Growing spiritually requires a lot of internal work, but it is not an investigation into why things are the way they are — why so-and-so didn’t love me, why you keep repeating the same mistakes, why this or that happened or didn’t happen.

Focusing on the why is divisive; in fact, it’s part of the blame and shame game.  The why question really asks who is to blame.

When others ask us why, more often than not it feels like a threat.  Our defenses go up.
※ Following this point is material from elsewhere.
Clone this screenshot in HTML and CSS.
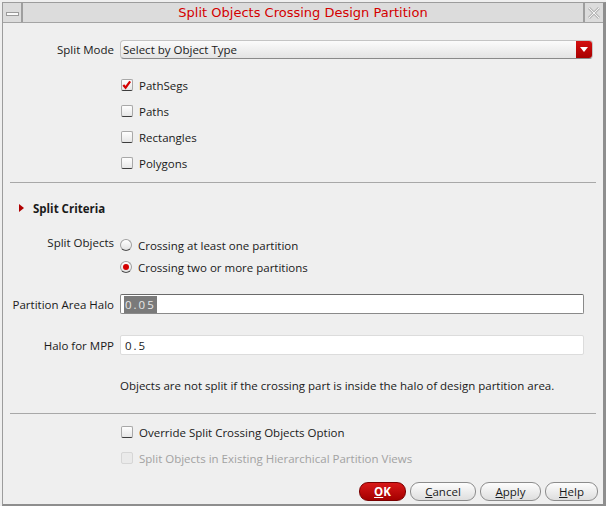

We grow resistant to those asking us why we are the way we are or why we don’t do what they want us to do.  The moment gets robbed of its joy, and we interrupt our authentic living.

Note in your present conversations how often you ask why.  Note how it affects others when asked, and note how you are affected when you are asked.  Then work to release these whys.

How?

By focusing on the what of it all.  Instead of asking, “Why did this happen?,” ask “What just happened?” or “What is going on here?”  Instead of asking, “Why did this happen to me?,” ask, “What brought me to this place in my life?”, or “What’s the relationship between the past and what’s happening now?” Rather than ask why you don’t have a particular something in your life, acknowledge what you don’t have, and then do the necessary work to create it.

In the course of a relationship, the whys and hows will pop up when we step away from our awareness.  When this happens, simply take note but move on so that you or the other is not left feeling victimized.

The why is really part of someone else’s story.  Why someone behaves in a way that is uncharacteristic or in a way that you do not understand is his or her story, not yours, and it is not yours to fix.  Be aware of your own story, and know that only you can take the necessary steps to change things for yourself.

When we know the what of a situation, we can use this information to heal and move forward in creating and customizing our life.